Alexander R Pruss said...

Mike:

I didn't say that it's uncontroversial that there are nontrivially true counterpossibles, only that it's uncontroversial that there are true counterpossibles. :-)

I still don't see why the incompatibilist should deny true backtracking counterfactuals. Rather, the incompatibilist should deny that, in ordinary cases (putting aside cases of miracles, time travel, etc.), there are true backtracking counterfactuals *with antecedents within our power*.
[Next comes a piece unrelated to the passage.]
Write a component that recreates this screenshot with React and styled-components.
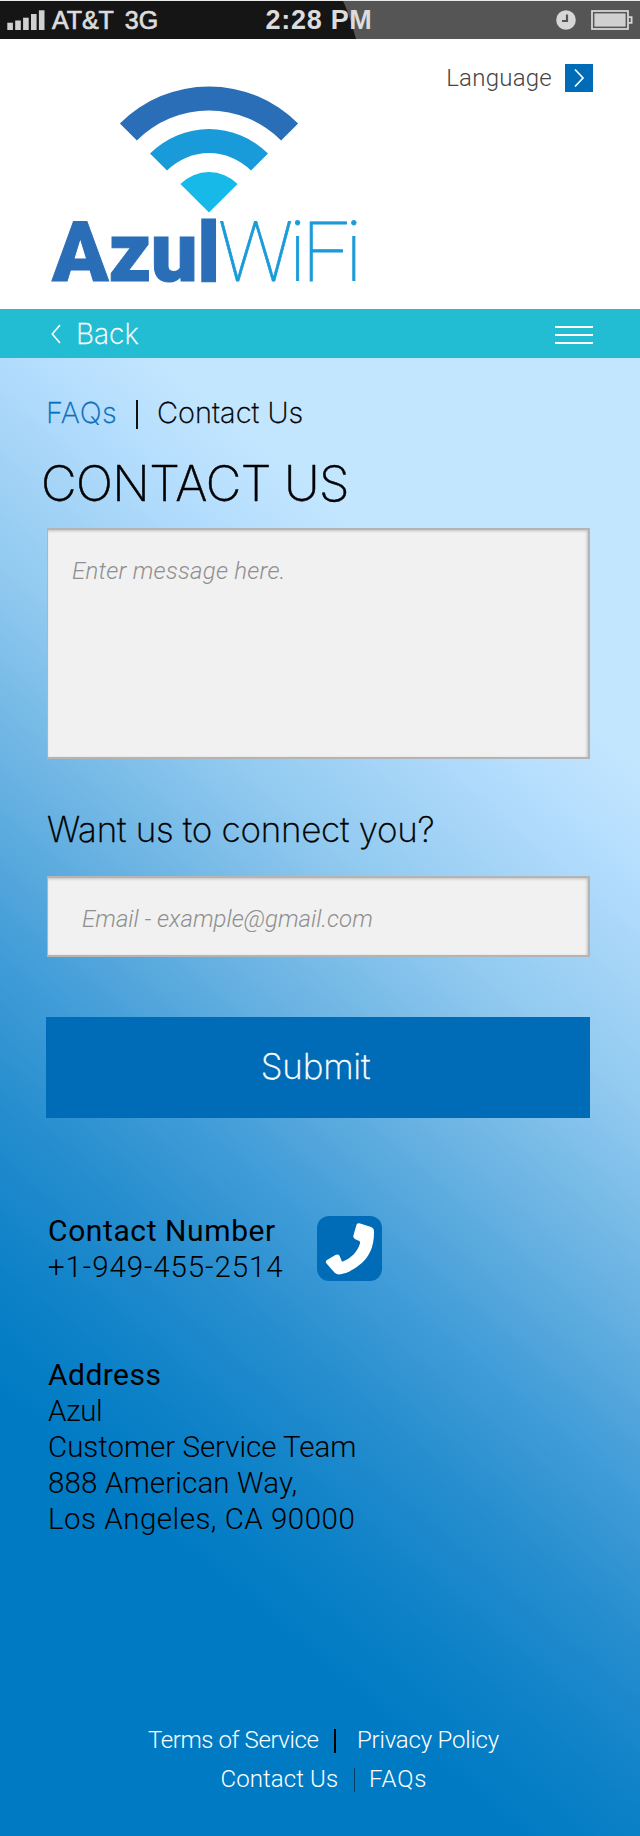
import React from "react";
import styled, { createGlobalStyle } from "styled-components";

const GlobalStyle = createGlobalStyle`
  * { box-sizing: border-box; }
  body {
    margin: 0;
    background: #fff;
    font-family: Roboto, "Liberation Sans", sans-serif;
    font-weight: 300;
    color: #000;
  }
  a { color: inherit; text-decoration: none; }
`;

const displayFont = `Inter, "Liberation Sans", sans-serif`;

const Page = styled.div`
  width: 640px;
  min-height: 1836px;
  display: flex;
  flex-direction: column;
`;

const StatusBar = styled.div`
  height: 39px;
  border-top: 1px solid #e9e9e9;
  display: flex;
  align-items: center;
  padding: 0 7px;
  background: #151515;
  color: #dcdcdc;
  position: relative;
`;

const Gloss = styled.svg`
  position: absolute;
  left: 343px;
  top: 0;
  display: block;
`;

const StatusText = styled.span`
  position: relative;
  font-family: "Liberation Sans", Arial, sans-serif;
  font-weight: ${(p) => (p.$bold ? 700 : 400)};
  -webkit-text-stroke: ${(p) => (p.$bold ? 0 : 0.7)}px currentColor;
  font-size: ${(p) => (p.$bold ? 27 : 25)}px;
  line-height: 38px;
  white-space: nowrap;
  letter-spacing: ${(p) => p.$ls}px;
  margin-left: ${(p) => p.$left}px;
`;

const StatusIcon = styled.svg`
  position: relative;
  display: block;
  flex: none;
  margin-left: ${(p) => p.$left}px;
`;

const Header = styled.header`
  height: 270px;
  display: flex;
  justify-content: space-between;
  align-items: flex-start;
  padding: 25px 47px 0 50px;
`;

const Brand = styled.a`
  display: block;
  width: 312px;
  padding-top: 21px;
`;

const WifiMark = styled.svg`
  display: block;
  margin-left: 68px;
`;

const Wordmark = styled.div`
  display: flex;
  height: 78px;
  padding-left: 2px;
  line-height: 78px;
  font-size: 83px;
  white-space: nowrap;
`;

const BrandHeavy = styled.span`
  width: 166px;
  font-weight: 900;
  letter-spacing: -0.5px;
  color: #2a6eb8;
  -webkit-text-stroke: 1px #2a6eb8;
`;

const BrandThin = styled.span`
  font-weight: 100;
  letter-spacing: -4.2px;
  color: #1a9bd9;
  -webkit-text-stroke: 0.8px #1a9bd9;
`;

const LanguageLink = styled.a`
  display: flex;
  align-items: center;
  gap: 13px;
  height: 28px;
  font-size: 24px;
  letter-spacing: 0.25px;
  color: #444;
`;

const ArrowBox = styled.span`
  width: 28px;
  height: 28px;
  display: flex;
  align-items: center;
  justify-content: center;
  background: #006cb8;
`;

const NavBar = styled.nav`
  height: 49px;
  padding: 0 47px 0 51px;
  display: flex;
  align-items: center;
  justify-content: space-between;
  background: #22bdd3;
  color: #fff;
`;

const BackLink = styled.a`
  display: flex;
  align-items: center;
  gap: 15px;
  font-family: ${displayFont};
  font-weight: 200;
  font-size: 28px;
  line-height: 49px;
  padding-top: 1px;
  -webkit-text-stroke: 0.3px currentColor;
`;

const MenuButton = styled.button`
  width: 38px;
  height: 18px;
  padding: 0;
  margin-top: 2px;
  border: 0;
  background: none;
  display: flex;
  flex-direction: column;
  justify-content: space-between;
`;

const MenuLine = styled.span`
  display: block;
  height: 2px;
  background: #fff;
`;

const Main = styled.main`
  flex: 1;
  padding: 35px 50px 0 46px;
  background: linear-gradient(
    220.4deg,
    #c3e6ff 0%,
    #c3e6ff 20%,
    #b4ddfd 26%,
    #92caf0 37%,
    #65b0e1 48%,
    #429dd8 56%,
    #258dce 64%,
    #0d81c8 72%,
    #007bc3 78%
  );
`;

const Crumbs = styled.div`
  height: 40px;
  line-height: 40px;
  display: flex;
  font-family: ${displayFont};
  font-weight: 200;
  font-size: 29px;
  -webkit-text-stroke: 0.3px currentColor;
`;

const CrumbLink = styled.a`
  color: ${(p) => (p.$active ? "#000" : "#0b70bd")};
  letter-spacing: ${(p) => p.$ls}px;
  width: ${(p) => p.$width};
  white-space: nowrap;
`;

const CrumbRule = styled.span`
  width: 1.5px;
  height: 29px;
  margin: 7px 19.5px 0 0;
  background: #111;
`;

const Title = styled.h1`
  margin: 21px 0 0 -5px;
  font-family: ${displayFont};
  font-size: 49px;
  line-height: 60px;
  font-weight: 200;
  letter-spacing: -0.55px;
  -webkit-text-stroke: 0.5px currentColor;
`;

const Field = styled.div`
  width: 543px;
  height: ${(p) => p.$height}px;
  margin: ${(p) => p.$top}px 0 0 1px;
  padding: ${(p) => p.$pad};
  border: 2px solid #b5b4b4;
  border-left-width: 1.5px;
  background: #f1f1f1;
  box-shadow: inset -1px 1px 3px rgba(0, 0, 0, 0.2);
`;

const Placeholder = styled.span`
  display: block;
  font-size: 24px;
  line-height: 30px;
  font-style: italic;
  letter-spacing: ${(p) => p.$ls}px;
  color: #8f8f8f;
`;

const Question = styled.h2`
  margin: 47px 0 0 1px;
  font-family: ${displayFont};
  font-size: 35px;
  line-height: 46px;
  font-weight: 200;
  letter-spacing: -0.27px;
  -webkit-text-stroke: 0.35px currentColor;
`;

const SubmitButton = styled.button`
  display: block;
  width: 544px;
  height: 101px;
  margin: 60px 0 0;
  padding: 0 5px 2px 0;
  border: 0;
  background: #006cb8;
  color: #fff;
  font: 200 35px/99px ${displayFont};
  letter-spacing: -0.2px;
  -webkit-text-stroke: 0.35px currentColor;
`;

const ContactRow = styled.div`
  display: flex;
  margin: 95px 0 0 2px;
`;

const Details = styled.div`
  width: ${(p) => p.$width || "auto"};
  font-size: 29.5px;
  line-height: 36px;
`;

const Line = styled.div`
  letter-spacing: ${(p) => p.$ls}px;
`;

const Label = styled(Line)`
  font-size: 30px;
  font-weight: 400;
`;

const CallButton = styled.a`
  width: 65px;
  height: 65px;
  margin-top: 3px;
  border-radius: 12px;
  background: #006cb8;
  svg { display: block; }
`;

const Address = styled.address`
  margin: 72px 0 0 2px;
  font-style: normal;
`;

const Footer = styled.footer`
  margin-top: 184px;
  color: #fff;
  font-size: 24px;
`;

const FooterRow = styled.div`
  display: flex;
  height: 39px;
  line-height: 39px;
  padding-left: ${(p) => p.$left}px;
`;

const FooterLink = styled.a`
  width: ${(p) => p.$width};
  letter-spacing: ${(p) => p.$ls}px;
  white-space: nowrap;
`;

const FooterRule = styled.span`
  width: 1.5px;
  height: 24px;
  margin: 8px ${(p) => p.$right}px 0 0;
  background: ${(p) => p.$color};
`;

const signalBars = [7.3, 9.5, 12.3, 16, 19.7];

export default function App() {
  return (
    <Page>
      <GlobalStyle />
      <StatusBar>
        <Gloss width="297" height="38" viewBox="0 0 297 38">
          <path d="M0 0H297V38H13C8 20 4 8 0 0Z" fill="#555" />
        </Gloss>
        <StatusIcon $left={0} width="38" height="20" viewBox="0 0 38 20">
          {signalBars.map((h, i) => (
            <rect key={h} x={0.3 + i * 7.9} y={20 - h} width="5.6" height={h} fill="#d0d0d0" />
          ))}
        </StatusIcon>
        <StatusText $left={7} $ls={-0.1}>AT&amp;T</StatusText>
        <StatusText $left={11} $ls={0.3}>3G</StatusText>
        <StatusText $left={107} $ls={0.7} $bold>2:28 PM</StatusText>
        <StatusIcon $left={183} width="20" height="20" viewBox="0 0 20 20">
          <circle cx="10" cy="10" r="9.8" fill="#d6d6d6" />
          <path d="M11 4.5V11H6" fill="none" stroke="#555" strokeWidth="2.2" />
        </StatusIcon>
        <StatusIcon $left={15} width="42" height="20" viewBox="0 0 42 20">
          <rect x="1" y="1" width="36" height="18" fill="none" stroke="#d6d6d6" strokeWidth="1.8" />
          <rect x="3.4" y="3.4" width="31.2" height="13.2" fill="#d0d0d0" />
          <path d="M37.5 7.2H40.6V12.8H37.5" fill="none" stroke="#d6d6d6" strokeWidth="1.8" />
        </StatusIcon>
      </StatusBar>

      <Header>
        <Brand href="#">
          <WifiMark width="182" height="129" viewBox="-91 -127.5 182 129">
            <path d="M-89.1-89.1A126 126 0 0 1 89.1-89.1L72.1-72.1A102 102 0 0 0-72.1-72.1Z" fill="#2a6eb8" />
            <path d="M-59-59A83.5 83.5 0 0 1 59-59L42-42A59.4 59.4 0 0 0-42-42Z" fill="#1a9bd9" />
            <path d="M-28.6-28.6A40.5 40.5 0 0 1 28.6-28.6L0 0Z" fill="#16b9e8" />
          </WifiMark>
          <Wordmark>
            <BrandHeavy>Azul</BrandHeavy>
            <BrandThin>WiFi</BrandThin>
          </Wordmark>
        </Brand>
        <LanguageLink href="#">
          Language
          <ArrowBox>
            <svg width="12" height="20" viewBox="0 0 12 20" fill="none" stroke="#fff" strokeWidth="1.7">
              <path d="M2 1.5L10 10L2 18.5" />
            </svg>
          </ArrowBox>
        </LanguageLink>
      </Header>

      <NavBar>
        <BackLink href="#">
          <svg width="10" height="20" viewBox="0 0 10 20" fill="none" stroke="#fff" strokeWidth="1.6">
            <path d="M9 1L1.3 10L9 19" />
          </svg>
          Back
        </BackLink>
        <MenuButton aria-label="Menu">
          <MenuLine />
          <MenuLine />
          <MenuLine />
        </MenuButton>
      </NavBar>

      <Main>
        <Crumbs>
          <CrumbLink href="#" $width="90px" $ls={0.5}>FAQs</CrumbLink>
          <CrumbRule />
          <CrumbLink href="#" $active $width="auto" $ls={0}>Contact Us</CrumbLink>
        </Crumbs>
        <Title>CONTACT US</Title>
        <Field $height={231} $top={14} $pad="26px 24px">
          <Placeholder $ls={0.25}>Enter message here.</Placeholder>
        </Field>
        <Question>Want us to connect you?</Question>
        <Field $height={81} $top={24} $pad="26px 34px">
          <Placeholder $ls={0}>Email - example@gmail.com</Placeholder>
        </Field>
        <SubmitButton>Submit</SubmitButton>

        <ContactRow>
          <Details $width="269px">
            <Label $ls={0.6}>Contact Number</Label>
            <Line $ls={0.9}>+1-949-455-2514</Line>
          </Details>
          <CallButton href="#" aria-label="Call">
            <svg width="65" height="65" viewBox="9 11 195 195" fill="#fff">
              <path d="M128 36Q131 32 136 33L169 43Q180 47 180 56C181 105 165 135 135 159C118 173 100 182 80 186Q69 188 62 181Q48 166 37 153Q33 147 39 143L64 128Q73 124 77 131L83 146Q84 149 88 147C110 138 131 119 138 93Q139 88 136 86L124 81Q117 78 118 70Z" />
            </svg>
          </CallButton>
        </ContactRow>

        <Address>
          <Details>
            <Label $ls={0.45}>Address</Label>
            <Line $ls={-0.4}>Azul</Line>
            <Line $ls={-0.02}>Customer Service Team</Line>
            <Line $ls={0.15}>888 American Way,</Line>
            <Line $ls={0.5}>Los Angeles, CA 90000</Line>
          </Details>
        </Address>

        <Footer>
          <FooterRow $left={102}>
            <FooterLink href="#" $width="186px" $ls={-0.4}>Terms of Service</FooterLink>
            <FooterRule $right={21.5} $color="#000" />
            <FooterLink href="#" $width="150px" $ls={-0.2}>Privacy Policy</FooterLink>
          </FooterRow>
          <FooterRow $left={174.5}>
            <FooterLink href="#" $width="133px" $ls={0.1}>Contact Us</FooterLink>
            <FooterRule $right={14} $color="#053c66" />
            <FooterLink href="#" $width="70px" $ls={0.9}>FAQs</FooterLink>
          </FooterRow>
        </Footer>
      </Main>
    </Page>
  );
}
That there is a true backtracking counterfactual with antecedent A and consequent B is strong evidence that A is not within our power. For instance, were I to have my third birthday tomorrow, I would have been born about three years ago. This backtracking counterfactual is evidence that it's beyond my power to make me have my third birthday tomorrow.

Mike Almeida said...

I still don't see why the incompatibilist should deny true backtracking counterfactuals. Rather, the incompatibilist should deny that, in ordinary cases (putting aside cases of miracles, time travel, etc.), there are true backtracking counterfactuals *with antecedents within our power*.

Suppose A > ~P is a backtracker. What explains why A is not within my power? It is certainly nothing intrinsic to A, A might be flipping a light switch, waving my arm, etc., All things we'd expect I can easily do. What explains why I cannot do A is that it would entail that the past P is different. But this cannot happen (we're told), since we don't have even 'counterfactual power' (whatever that completely misleading phrase is supposed to mean) over P. Well, why is that? Because NP is true, for some notion of N. But if NP is true, then 'A > ~P' is false and 'A > P' is true. This is because (i) is true.

(i) NP --> (A > P)

On the other hand, if it were true that A > ~P, then we'd have no reason, based on the past, to think that I could not do A.